Wednesday, September 14, 2005

Not a proud moment to be a Republican

Of the two relevant political parties in America, only one shows even occasional interest in protecting the smallest and most helpless. That is one reason why I am a Republican.

But I am not always a happy Republican.

I had one are of my unhappy moments Tuesday, watching Republican Senator Arlen Specter questioning prospective Chief Justice John Roberts.

So here is Arlen Specter, by any estimation at the end of his life. He is in his eighties, and is being treated for cancer. What legacy does be want to leave? Evidently Specter wants to be remembered as the great protector of Roe vs. Wade.

That's right. Arlen Specter's great concer in life is protecting a wretched, wrongheaded ruling that has resulted in the violent deaths of millions upon millions of children. A ruling that even its defenders acknowledge as, to be charitable, "flawed."

I just can't get my brain around that concept. One could argue -- could try to argue -- that 32 years ago there was reason to be ambivalent about the effects Roe would have. If so, any such reason has since been decimated, and replaced by unassailable counter-arguments. But word of all this evidently has not reached the planet Senator Spector lives on.
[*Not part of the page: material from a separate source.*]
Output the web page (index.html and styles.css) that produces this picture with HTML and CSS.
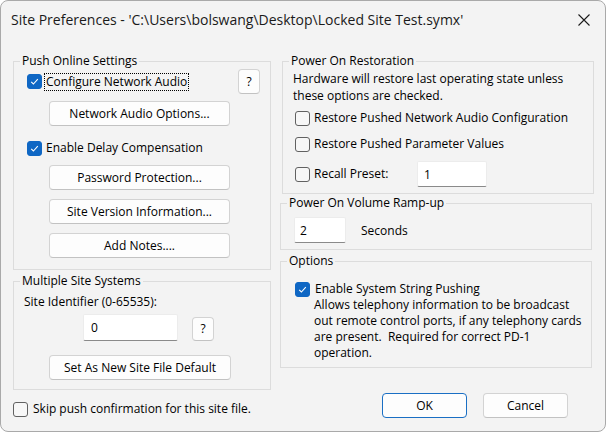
FILE: index.html
```html
<!DOCTYPE html>
<html lang="en">
<head>
    <meta charset="UTF-8">
    <meta name="viewport" content="width=device-width, initial-scale=1.0">
    <title>Site Preferences</title>
    <link rel="stylesheet" href="styles.css">
</head>
<body>

<div class="window">
    <div class="titlebar">
        <span class="title">Site Preferences - 'C:\Users\bolswang\Desktop\Locked Site Test.symx'</span>
        <svg class="close" width="12" height="12" viewBox="0 0 12 12">
            <path d="M0.5 0.5 L11.5 11.5 M11.5 0.5 L0.5 11.5" stroke="#1b1b1b" stroke-width="1.1" fill="none"/>
        </svg>
    </div>

    <div class="content">
        <div class="col left">
            <fieldset class="group push">
                <legend>Push Online Settings</legend>
                <div class="body">
                    <div class="row first">
                        <label class="check">
                            <span class="box checked"><svg width="13" height="13" viewBox="0 0 13 13"><path d="M3.2 6.8 L5.4 9 L9.8 4.2" stroke="#fff" stroke-width="1.1" fill="none"/></svg></span>
                            <span class="focused">Configure Network Audio</span>
                        </label>
                        <button class="btn help">?</button>
                    </div>
                    <button class="btn wide net-opts">Network Audio Options...</button>
                    <label class="check delay">
                        <span class="box checked"><svg width="13" height="13" viewBox="0 0 13 13"><path d="M3.2 6.8 L5.4 9 L9.8 4.2" stroke="#fff" stroke-width="1.1" fill="none"/></svg></span>
                        <span>Enable Delay Compensation</span>
                    </label>
                    <button class="btn wide pw">Password Protection...</button>
                    <button class="btn wide stacked">Site Version Information...</button>
                    <button class="btn wide stacked">Add Notes....</button>
                </div>
            </fieldset>

            <fieldset class="group multi">
                <legend>Multiple Site Systems</legend>
                <div class="body">
                    <div class="field-label">Site Identifier (0-65535):</div>
                    <div class="id-row">
                        <input class="text site-id" type="text" value="0">
                        <button class="btn help small">?</button>
                    </div>
                    <button class="btn set-default">Set As New Site File Default</button>
                </div>
            </fieldset>

            <label class="check skip">
                <span class="box"></span>
                <span>Skip push confirmation for this site file.</span>
            </label>
        </div>

        <div class="col right">
            <fieldset class="group restore">
                <legend>Power On Restoration</legend>
                <div class="body">
                    <p class="note">Hardware will restore last operating state unless<br>these options are checked.</p>
                    <label class="check r1"><span class="box"></span><span>Restore Pushed Network Audio Configuration</span></label>
                    <label class="check r2"><span class="box"></span><span>Restore Pushed Parameter Values</span></label>
                    <div class="preset-row">
                        <label class="check preset"><span class="box"></span><span>Recall Preset:</span></label>
                        <input class="text preset-num" type="text" value="1">
                    </div>
                </div>
            </fieldset>

            <fieldset class="group ramp">
                <legend>Power On Volume Ramp-up</legend>
                <div class="body">
                    <input class="text ramp-num" type="text" value="2">
                    <span class="unit">Seconds</span>
                </div>
            </fieldset>

            <fieldset class="group options">
                <legend>Options</legend>
                <div class="body">
                    <label class="check"><span class="box checked"><svg width="13" height="13" viewBox="0 0 13 13"><path d="M3.2 6.8 L5.4 9 L9.8 4.2" stroke="#fff" stroke-width="1.1" fill="none"/></svg></span><span>Enable System String Pushing</span></label>
                    <p class="desc">Allows telephony information to be broadcast<br>out remote control ports, if any telephony cards<br>are present.&nbsp; Required for correct PD-1<br>operation.</p>
                </div>
            </fieldset>

            <div class="actions">
                <button class="btn action default">OK</button>
                <button class="btn action">Cancel</button>
            </div>
        </div>
    </div>
</div>

</body>
</html>
```

FILE: styles.css
```css
body {
    margin: 0;
    background-color: #fff;
    font-family: "Segoe UI", "Open Sans", sans-serif;
    font-size: 12px;
    color: #000;
}
.window {
    box-sizing: border-box;
    width: 606px;
    height: 432px;
    border: 1px solid #a9a9a9;
    border-radius: 8px;
    background-color: #f3f3f3;
    overflow: hidden;
}
.titlebar {
    height: 40px;
    box-sizing: border-box;
    display: flex;
    align-items: center;
    justify-content: space-between;
    padding: 0 15px 3px 10px;
}
.title {
    font-size: 14px;
    color: #1a1a1a;
}
.content {
    display: flex;
    gap: 9px;
    padding: 12px 0 0 12px;
}
.col {
    display: flex;
    flex-direction: column;
}
.left {
    width: 258px;
}
.right {
    width: 314px;
}

/* group boxes */
.group {
    margin: 0;
    padding: 0;
    min-width: 0;
    border: 1px solid #dcdcdc;
}
.group legend {
    margin-left: 6px;
    padding: 0 2px;
    line-height: 16px;
}
.group .body {
    display: flex;
    flex-direction: column;
    align-items: flex-start;
}

/* buttons */
.btn {
    box-sizing: border-box;
    font: inherit;
    color: #000;
    background-color: #fdfdfd;
    border: 1px solid #d3d3d3;
    border-bottom-color: #c2c2c2;
    border-radius: 4px;
    padding: 0;
    height: 25px;
    line-height: 22px;
    text-align: center;
}
.btn.wide {
    width: 181px;
    margin-left: 22px;
}
.btn.help {
    width: 22px;
}
.btn.help.small {
    height: 24px;
    width: 22px;
    margin-left: 14px;
}
.btn.default {
    border-color: #1a6fc4;
}

/* checkboxes */
.check {
    display: flex;
    align-items: center;
    gap: 4px;
    height: 16px;
    line-height: 16px;
    white-space: nowrap;
}
.box {
    box-sizing: border-box;
    width: 15px;
    height: 15px;
    flex: none;
    border: 1px solid #616161;
    border-radius: 3px;
    background-color: #f7f7f7;
    display: flex;
    align-items: center;
    justify-content: center;
}
.box.checked {
    background-color: #0f67c4;
    border-color: #0f67c4;
}
.focused {
    outline: 1px dotted #000;
    padding: 0 1px;
    margin-left: -1px;
}

/* text fields */
.text {
    box-sizing: border-box;
    font: inherit;
    color: #000;
    background-color: #fff;
    border: 1px solid #ececec;
    border-bottom-color: #8a8a8a;
    border-radius: 2px;
    padding: 0 6px;
    outline: none;
}

/* push online settings */
.push .body {
    padding: 0 10px 11px 13px;
}
.push .row {
    display: flex;
    align-items: center;
    align-self: stretch;
    justify-content: space-between;
    height: 25px;
}
.net-opts {
    margin-top: 7px;
}
.delay {
    margin-top: 14px;
}
.pw {
    margin-top: 9px;
}
.stacked {
    margin-top: 9px;
}

/* multiple site systems */
.multi {
    margin-top: 3px;
}
.multi .body {
    padding: 5px 0 9px 10px;
}
.field-label {
    line-height: 16px;
}
.id-row {
    display: flex;
    align-items: flex-end;
    margin-top: 4px;
    margin-left: 59px;
}
.site-id {
    width: 95px;
    height: 27px;
    padding-left: 7px;
}
.btn.set-default {
    width: 182px;
    margin-top: 14px;
    margin-left: 25px;
}
.skip {
    margin-top: 11px;
    gap: 5px;
}

/* power on restoration */
.restore {
    margin-left: 2px;
}
.restore .body {
    padding: 1px 0 6px 10px;
}
.note {
    margin: 0;
    line-height: 17px;
}
.r1 {
    margin-top: 6px;
    margin-left: 2px;
}
.r2 {
    margin-top: 10px;
    margin-left: 2px;
}
.preset-row {
    display: flex;
    align-items: center;
    margin-top: 9px;
    margin-left: 2px;
}
.preset {
    width: 122px;
}
.preset-num {
    width: 70px;
    height: 26px;
}

/* volume ramp */
.ramp {
    margin-top: 1px;
    margin-right: 2px;
}
.ramp .body {
    flex-direction: row;
    align-items: center;
    padding: 6px 0 6px 13px;
}
.ramp-num {
    width: 52px;
    height: 26px;
    padding-left: 5px;
}
.unit {
    margin-left: 15px;
}

/* options */
.options {
    margin-top: 3px;
    margin-right: 2px;
}
.options .body {
    padding: 12px 0 6px 14px;
}
.options .check {
    gap: 5px;
}
.desc {
    margin: 0 0 0 19px;
    line-height: 16px;
}

.actions {
    display: flex;
    justify-content: flex-end;
    gap: 16px;
    margin-top: 25px;
    padding-right: 26px;
}
.btn.action {
    width: 85px;
}
```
But the most astonishing thing that I know of Specter saying (so far) has to be this. It is a stunning admission. Here it is, as reported by LifeNews:
"People have ordered their thinking and living around Roe," Specter said. "For two decades of economic and social developments, people have organized intimate relationships in reliance on the availability of abortion."

Read that again. Think of the big argument that's been often tried against making killing all babies (not just the perfect and convenient ones) against the law. It's been argued that such laws would have no real effect. It's a stupid argument, and a a desperate argument -- and even the morally-dense Senator Specter evidently knows better.

Yes, of course people who sleep around like dogs might have to think twice if they couldn't just have any inconvenient results butchered for a price. And Specter thinks that would be a bad thing.

The blackness of such moral darkness can only be penetrated by the light of God's grace in the face of Jesus Christ. Pray that Senator Specter know that light while he still has time.